Риннон прикусила губу от болезненных ощущений и, почувствовав свободу от хватки на волосах, обессиленно сникла, прижавшись щекой к постели. Он продолжал входить в нее, иногда останавливаясь и желая оттянуть момент кульминации, и, дотянувшись до ее аккуратной груди, нежно сжимал ее в широких и горячих ладонях. Его ласка на фоне насилия казалась странной и неуместной, и Риннон не ощутила того возбуждения, которого он хотел добиться, лаская пальцами напряженные соски, поглаживая живот, спину, бедра. Внутри она была горячей и тесной, но все-таки не такой влажной, какой должна быть разбуженная ласками самка.
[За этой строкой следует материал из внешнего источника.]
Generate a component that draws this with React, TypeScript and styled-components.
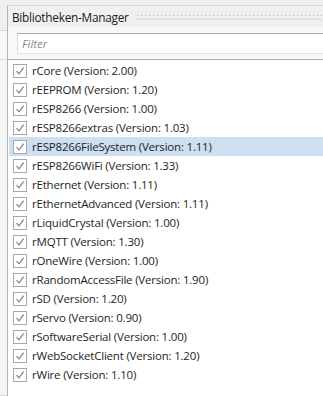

Самка, пахнущая притягательно вкусно. Самка, с этого момента принадлежавшая только ему.
- Ты можешь ненавидеть меня, маленькая ведьма, но теперь каждый из моих воинов отдаст за тебя жизнь, - склонившись как можно ближе, шепнул Альмод, а потом запрокинул голову, выпустил клыки и впился в подрагивающее от его толчков плечо. Ее громкий крик смешался с его - животным, и Риннон распахнула глаза от боли, вытягивая ноги и падая на живот. Тут же тяжелое тело навалилось сверху, прижало к кровати, и горячее дыхание коснулось уха: - Не шевелись, иначе будет больно: и тебе, и мне.
Он перенес основную тяжесть на согнутые локти, но не торопился выходить из нее, хотя она была точно уверена, что он достиг желаемого.
- Оставь меня, - потеряв всякий страх перед ним, шепнула она. Ей казалось, что внутри нее становилось тесно, будто его член вырастал в размерах и все больше заполнял собою.
- Придется потерпеть, - от его тела было жарко, с плеча стекали алые струйки крови, пропитывающие постель под ней, и Риннон сжимала в кулаках простынь, безразлично глядя куда-то в стену. Сейчас она не чувствовала ни страха, ни боли, ни обиды, только дикую усталость и желание остаться в одиночестве. Но Альмод будто назло не покидал ее истерзанного тела, просто лежал сверху и дышал в затылок, иногда касаясь губами ее скулы и виска, на котором уже выступили бисеринки пота.
У него были очень нежные губы.
И руки, когда он провел кончиками пальцев по ее плечу, талии, бедру, в конце слегка сжав его. Слишком аккуратно для пылавшей до этого злости.
- Меня зовут Риннон, - будто в пустоту прошептала она, с такой тихой обреченностью, что Альмод не мог не ощутить вину за надругательство, которого она не заслужила, но которое было попросту необходимо. И когда-нибудь она поймет это.
Иногда приходится жертвовать чем-то важным, чтобы хотя бы жить.
Его возбуждение успокаивалось, дыхание приходило в норму, и он сделал попытку выскользнуть из нее. Терпимая боль свидетельствовала о том, что его член принимал былые размеры, и Альмод повел бедрами назад, положив ладонь на ягодицы Риннон, когда она потянулась за ним. Потому что растягивающиеся от его манипуляций мышцы с трудом выпускали разбухший орган. Сильным нажатием он пригвоздил ее к месту и через боль подарил свободу, и пока он поправлял свою одежду, она не шевелилась, лежала так, как он ее оставил. Только костяшки пальцев побелели от напряжения.
- Большая королева... - заметив кровавые разводы на ее бедрах, сказал он. Внутри разливалось приятное чувство удовлетворения - он ошибся в своих предположениях, и она действительно оказалась чиста. Ее плечо до сих пор кровоточило, и кровь на белоснежной спине выглядела яркой и сочной. - Это имя не подходит тебе, - взглянув на ее маленькое и хрупкое тело, которое вновь распаляло в нем вожделение, сказал он. - Я буду звать тебя Кхирой.
Через силу отвернулся, наряду с желанием ощущая раскаяние от своей грубости, и вышел из комнаты, оставляя Риннон наедине со своей болью, которая выльется в тихие слезы, заменится на опустошенность и встретит утро почти полностью померкнув. Ей нужно было двигаться дальше, иначе она предаст веру Учителя, всегда считавшего ее особенной и сильной.
Тело всего лишь оболочка, главное не потерять душу.
Глава 7
Она не отличалась разговорчивостью и до этого, а после случившегося стала еще немногословнее, тише, ровнее; уже не улыбалась как прежде и словно замкнулась в себе, никому не давая заглянуть глубже; все также усердно исполняла работу и старалась не оставаться с Эльхалой, подозревающей неладное, наедине. Ей не хотелось обсуждать свое падение, мысленно переживать неприятные моменты и открывать сердце кому-либо, потому что она искренне считала, что чем меньше она будет поднимать эту тему, тем скорее придет в норму и смирится с потерей невинности.